WHAT YOU SHOULD DO: Go through the data and copy every line exactly, but not the images.

COLLECTED MATERIAL:
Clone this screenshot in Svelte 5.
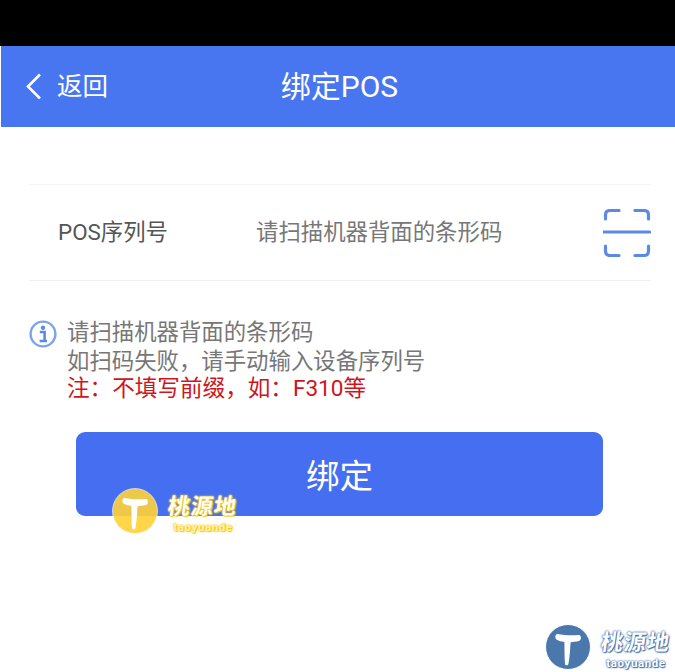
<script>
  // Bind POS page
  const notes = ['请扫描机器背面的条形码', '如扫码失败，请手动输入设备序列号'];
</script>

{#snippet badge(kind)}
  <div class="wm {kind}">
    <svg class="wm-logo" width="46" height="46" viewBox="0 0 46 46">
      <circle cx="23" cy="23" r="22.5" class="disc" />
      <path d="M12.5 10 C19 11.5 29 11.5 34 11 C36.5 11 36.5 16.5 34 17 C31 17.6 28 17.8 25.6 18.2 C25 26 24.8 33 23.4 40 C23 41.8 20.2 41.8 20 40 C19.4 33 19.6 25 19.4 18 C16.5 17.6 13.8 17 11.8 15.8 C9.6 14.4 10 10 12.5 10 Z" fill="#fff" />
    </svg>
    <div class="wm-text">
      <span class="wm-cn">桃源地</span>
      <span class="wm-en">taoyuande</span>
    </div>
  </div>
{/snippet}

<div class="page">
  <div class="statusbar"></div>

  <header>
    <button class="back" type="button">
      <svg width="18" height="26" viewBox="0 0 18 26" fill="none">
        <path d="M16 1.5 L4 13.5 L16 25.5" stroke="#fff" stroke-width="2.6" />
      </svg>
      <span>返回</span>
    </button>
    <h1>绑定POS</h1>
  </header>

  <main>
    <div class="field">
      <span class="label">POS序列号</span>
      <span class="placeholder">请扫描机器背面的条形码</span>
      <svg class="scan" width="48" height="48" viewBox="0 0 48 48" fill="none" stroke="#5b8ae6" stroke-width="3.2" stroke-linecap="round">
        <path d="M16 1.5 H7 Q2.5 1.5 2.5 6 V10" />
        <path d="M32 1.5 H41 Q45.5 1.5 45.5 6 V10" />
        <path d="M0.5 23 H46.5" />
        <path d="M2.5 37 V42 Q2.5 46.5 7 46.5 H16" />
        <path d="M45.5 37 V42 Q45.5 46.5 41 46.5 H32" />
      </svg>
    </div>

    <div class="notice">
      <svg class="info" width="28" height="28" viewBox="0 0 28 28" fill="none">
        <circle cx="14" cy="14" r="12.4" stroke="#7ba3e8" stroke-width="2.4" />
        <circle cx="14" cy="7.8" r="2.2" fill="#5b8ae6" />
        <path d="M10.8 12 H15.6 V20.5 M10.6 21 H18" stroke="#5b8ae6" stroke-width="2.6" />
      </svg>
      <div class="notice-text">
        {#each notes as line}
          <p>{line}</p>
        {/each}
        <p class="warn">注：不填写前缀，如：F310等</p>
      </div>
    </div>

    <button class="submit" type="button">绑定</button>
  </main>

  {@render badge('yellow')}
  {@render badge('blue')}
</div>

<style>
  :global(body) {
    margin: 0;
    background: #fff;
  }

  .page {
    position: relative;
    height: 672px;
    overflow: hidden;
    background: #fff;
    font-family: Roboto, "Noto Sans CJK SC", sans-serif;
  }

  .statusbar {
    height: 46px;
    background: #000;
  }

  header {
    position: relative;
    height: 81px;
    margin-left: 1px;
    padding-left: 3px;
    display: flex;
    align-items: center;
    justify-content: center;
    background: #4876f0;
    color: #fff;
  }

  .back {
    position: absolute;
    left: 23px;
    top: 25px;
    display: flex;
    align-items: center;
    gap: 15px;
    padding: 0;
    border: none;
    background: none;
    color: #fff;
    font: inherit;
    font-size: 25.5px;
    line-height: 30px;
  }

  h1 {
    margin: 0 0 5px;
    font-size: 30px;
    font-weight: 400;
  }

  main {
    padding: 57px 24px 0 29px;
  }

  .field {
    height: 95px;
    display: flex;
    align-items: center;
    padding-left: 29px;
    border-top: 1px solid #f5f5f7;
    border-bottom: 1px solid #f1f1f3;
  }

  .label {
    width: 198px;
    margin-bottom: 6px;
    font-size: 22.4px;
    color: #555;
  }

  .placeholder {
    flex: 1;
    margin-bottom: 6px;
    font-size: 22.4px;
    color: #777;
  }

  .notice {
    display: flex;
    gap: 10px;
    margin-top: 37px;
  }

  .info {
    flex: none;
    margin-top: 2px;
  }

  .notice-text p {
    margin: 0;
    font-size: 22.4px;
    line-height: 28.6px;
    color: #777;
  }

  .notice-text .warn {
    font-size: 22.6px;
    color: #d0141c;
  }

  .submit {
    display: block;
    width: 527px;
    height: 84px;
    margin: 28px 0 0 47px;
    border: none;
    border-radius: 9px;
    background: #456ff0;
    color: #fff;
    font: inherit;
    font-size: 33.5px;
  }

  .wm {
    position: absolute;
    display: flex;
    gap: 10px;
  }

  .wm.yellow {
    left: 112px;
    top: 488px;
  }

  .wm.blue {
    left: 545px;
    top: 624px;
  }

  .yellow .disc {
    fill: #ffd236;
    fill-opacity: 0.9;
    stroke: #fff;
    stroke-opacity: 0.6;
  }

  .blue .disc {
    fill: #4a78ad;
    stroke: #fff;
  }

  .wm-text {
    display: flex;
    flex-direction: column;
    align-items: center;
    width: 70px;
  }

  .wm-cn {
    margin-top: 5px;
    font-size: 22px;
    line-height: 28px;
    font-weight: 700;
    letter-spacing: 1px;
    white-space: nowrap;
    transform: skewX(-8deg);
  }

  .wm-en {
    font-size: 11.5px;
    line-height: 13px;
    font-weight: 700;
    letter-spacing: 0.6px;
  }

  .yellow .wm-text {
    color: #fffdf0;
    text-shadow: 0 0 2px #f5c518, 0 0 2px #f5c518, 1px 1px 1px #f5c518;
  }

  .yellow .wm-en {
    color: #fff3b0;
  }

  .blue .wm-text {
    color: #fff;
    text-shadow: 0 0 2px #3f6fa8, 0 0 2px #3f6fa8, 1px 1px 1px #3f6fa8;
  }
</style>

EXERCISE ANSWER:
Clone this screenshot in Svelte 5.
<script>
  // Bind POS page
  const notes = ['请扫描机器背面的条形码', '如扫码失败，请手动输入设备序列号'];
</script>

{#snippet badge(kind)}
  <div class="wm {kind}">
    <svg class="wm-logo" width="46" height="46" viewBox="0 0 46 46">
      <circle cx="23" cy="23" r="22.5" class="disc" />
      <path d="M12.5 10 C19 11.5 29 11.5 34 11 C36.5 11 36.5 16.5 34 17 C31 17.6 28 17.8 25.6 18.2 C25 26 24.8 33 23.4 40 C23 41.8 20.2 41.8 20 40 C19.4 33 19.6 25 19.4 18 C16.5 17.6 13.8 17 11.8 15.8 C9.6 14.4 10 10 12.5 10 Z" fill="#fff" />
    </svg>
    <div class="wm-text">
      <span class="wm-cn">桃源地</span>
      <span class="wm-en">taoyuande</span>
    </div>
  </div>
{/snippet}

<div class="page">
  <div class="statusbar"></div>

  <header>
    <button class="back" type="button">
      <svg width="18" height="26" viewBox="0 0 18 26" fill="none">
        <path d="M16 1.5 L4 13.5 L16 25.5" stroke="#fff" stroke-width="2.6" />
      </svg>
      <span>返回</span>
    </button>
    <h1>绑定POS</h1>
  </header>

  <main>
    <div class="field">
      <span class="label">POS序列号</span>
      <span class="placeholder">请扫描机器背面的条形码</span>
      <svg class="scan" width="48" height="48" viewBox="0 0 48 48" fill="none" stroke="#5b8ae6" stroke-width="3.2" stroke-linecap="round">
        <path d="M16 1.5 H7 Q2.5 1.5 2.5 6 V10" />
        <path d="M32 1.5 H41 Q45.5 1.5 45.5 6 V10" />
        <path d="M0.5 23 H46.5" />
        <path d="M2.5 37 V42 Q2.5 46.5 7 46.5 H16" />
        <path d="M45.5 37 V42 Q45.5 46.5 41 46.5 H32" />
      </svg>
    </div>

    <div class="notice">
      <svg class="info" width="28" height="28" viewBox="0 0 28 28" fill="none">
        <circle cx="14" cy="14" r="12.4" stroke="#7ba3e8" stroke-width="2.4" />
        <circle cx="14" cy="7.8" r="2.2" fill="#5b8ae6" />
        <path d="M10.8 12 H15.6 V20.5 M10.6 21 H18" stroke="#5b8ae6" stroke-width="2.6" />
      </svg>
      <div class="notice-text">
        {#each notes as line}
          <p>{line}</p>
        {/each}
        <p class="warn">注：不填写前缀，如：F310等</p>
      </div>
    </div>

    <button class="submit" type="button">绑定</button>
  </main>

  {@render badge('yellow')}
  {@render badge('blue')}
</div>

<style>
  :global(body) {
    margin: 0;
    background: #fff;
  }

  .page {
    position: relative;
    height: 672px;
    overflow: hidden;
    background: #fff;
    font-family: Roboto, "Noto Sans CJK SC", sans-serif;
  }

  .statusbar {
    height: 46px;
    background: #000;
  }

  header {
    position: relative;
    height: 81px;
    margin-left: 1px;
    padding-left: 3px;
    display: flex;
    align-items: center;
    justify-content: center;
    background: #4876f0;
    color: #fff;
  }

  .back {
    position: absolute;
    left: 23px;
    top: 25px;
    display: flex;
    align-items: center;
    gap: 15px;
    padding: 0;
    border: none;
    background: none;
    color: #fff;
    font: inherit;
    font-size: 25.5px;
    line-height: 30px;
  }

  h1 {
    margin: 0 0 5px;
    font-size: 30px;
    font-weight: 400;
  }

  main {
    padding: 57px 24px 0 29px;
  }

  .field {
    height: 95px;
    display: flex;
    align-items: center;
    padding-left: 29px;
    border-top: 1px solid #f5f5f7;
    border-bottom: 1px solid #f1f1f3;
  }

  .label {
    width: 198px;
    margin-bottom: 6px;
    font-size: 22.4px;
    color: #555;
  }

  .placeholder {
    flex: 1;
    margin-bottom: 6px;
    font-size: 22.4px;
    color: #777;
  }

  .notice {
    display: flex;
    gap: 10px;
    margin-top: 37px;
  }

  .info {
    flex: none;
    margin-top: 2px;
  }

  .notice-text p {
    margin: 0;
    font-size: 22.4px;
    line-height: 28.6px;
    color: #777;
  }

  .notice-text .warn {
    font-size: 22.6px;
    color: #d0141c;
  }

  .submit {
    display: block;
    width: 527px;
    height: 84px;
    margin: 28px 0 0 47px;
    border: none;
    border-radius: 9px;
    background: #456ff0;
    color: #fff;
    font: inherit;
    font-size: 33.5px;
  }

  .wm {
    position: absolute;
    display: flex;
    gap: 10px;
  }

  .wm.yellow {
    left: 112px;
    top: 488px;
  }

  .wm.blue {
    left: 545px;
    top: 624px;
  }

  .yellow .disc {
    fill: #ffd236;
    fill-opacity: 0.9;
    stroke: #fff;
    stroke-opacity: 0.6;
  }

  .blue .disc {
    fill: #4a78ad;
    stroke: #fff;
  }

  .wm-text {
    display: flex;
    flex-direction: column;
    align-items: center;
    width: 70px;
  }

  .wm-cn {
    margin-top: 5px;
    font-size: 22px;
    line-height: 28px;
    font-weight: 700;
    letter-spacing: 1px;
    white-space: nowrap;
    transform: skewX(-8deg);
  }

  .wm-en {
    font-size: 11.5px;
    line-height: 13px;
    font-weight: 700;
    letter-spacing: 0.6px;
  }

  .yellow .wm-text {
    color: #fffdf0;
    text-shadow: 0 0 2px #f5c518, 0 0 2px #f5c518, 1px 1px 1px #f5c518;
  }

  .yellow .wm-en {
    color: #fff3b0;
  }

  .blue .wm-text {
    color: #fff;
    text-shadow: 0 0 2px #3f6fa8, 0 0 2px #3f6fa8, 1px 1px 1px #3f6fa8;
  }
</style>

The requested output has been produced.